Fig.4 First stage CNN attention part. Each paragraph sentences are used to generate its corresponding word-level attention map $\bar{a}_n$ , $n=1,2,\cdots,N$ .

Fig.4 shows the architecture of the attention map in first stage CNN, and all sentences in paragraph are used.

Output Representation of First Stage

The paragraph's sentence features based on the query ( $\bar{\bar{r}}^{PQ}$ ) and the choice ( $\bar{\bar{r}}^{PC}$ ) are derived at first stage.

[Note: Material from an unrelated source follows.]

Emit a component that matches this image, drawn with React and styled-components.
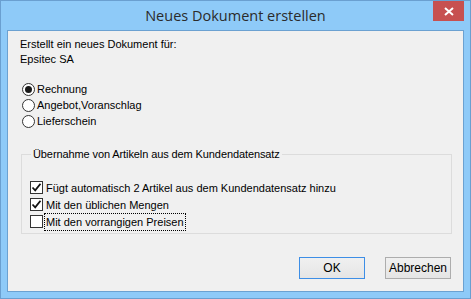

Fig.5-0 Derivation of paragraph feature based on query, $\bar{r}_n^{PQ}$ .

Fig.5-0 shows the derivation of paragraph feature based on query, $\bar{r}_n^{PQ}$ .

Fig.5 All paragraph's sentence feature based on query, $\bar{\bar{r}}^{PQ}=[\bar{r}_1^{PQ},\cdots,\bar{r}_n^{PQ},\cdots,\bar{r}_N^{PQ}]$ .

Fig.5 shows all paragraph's sentence feature based on query, $\bar{\bar{r}}^{PQ}=[\bar{r}_1^{PQ},\cdots,\bar{r}_n^{PQ},\cdots,\bar{r}_N^{PQ}]$ .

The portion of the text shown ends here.